I was also bothered by the fact that there wasn’t really any sort of resolution for the situation with Eleanor’s stepfather.
Yes, I realize that this was a different time and people didn’t necessarily have the resources that we have now for situations like what Eleanor experienced. But I also didn’t like how Rowell brought up a fairly serious issue, and sort of just hand-waved it away. YMMV, of course.
On that note…
* The serious issues
A lot of fairly serious issues are discussed in the course of Eleanor and Park, from bullying, to domestic violence, to child abuse, etc.
While I absolutely appreciate Rowell’s attempts to highlight these issues for the YA community, I also felt like they were never really discussed or presented in a substantive sort of way. There was no attempt to resolve them, conquer them, etc.
In many ways, I felt like these issues were just used to drive Eleanor and Park toward each other, and further fuel their romance – which honestly, kind of bothered me.
Yes, this is Rowell’s book, and I completely believe that she’s free to do whatever she wants with her work. However, I also think that if you are going to talk about very real-world issues… they shouldn’t be used as strictly a plot point. YMMV.
On that note…
* The relationship or “the relationship”
Emily May from Goodreads said it far more succinctly and intelligently in her review, but I was slightly bothered by the fact that Eleanor and Park’s relationship seemed to be built on a foundation of bullying and domestic violence.

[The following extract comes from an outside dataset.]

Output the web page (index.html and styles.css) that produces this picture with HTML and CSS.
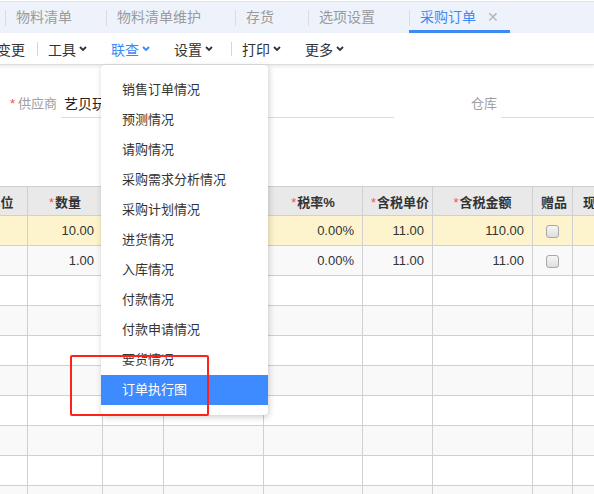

Without giving too many spoilers away, a lot of their angst and longing for each other felt like it evolved from a place where Eleanor largely saw Park as her savior, and Park saw her as someone who needed to be saved.
There wasn’t any hint of the equal footing or balance that I think exists in a healthy relationship or a genuine relationship, so I was put off by the book’s insistence that this will remind me of my first love. Nope. Sorry.
Final verdict: I can see why people find this book charming and sweet, but it wasn’t for me.
Rowell has fantastic talent, beautiful characterization, and nice world-building, and I would recommend this book for people who enjoy quirky YA contemporary books.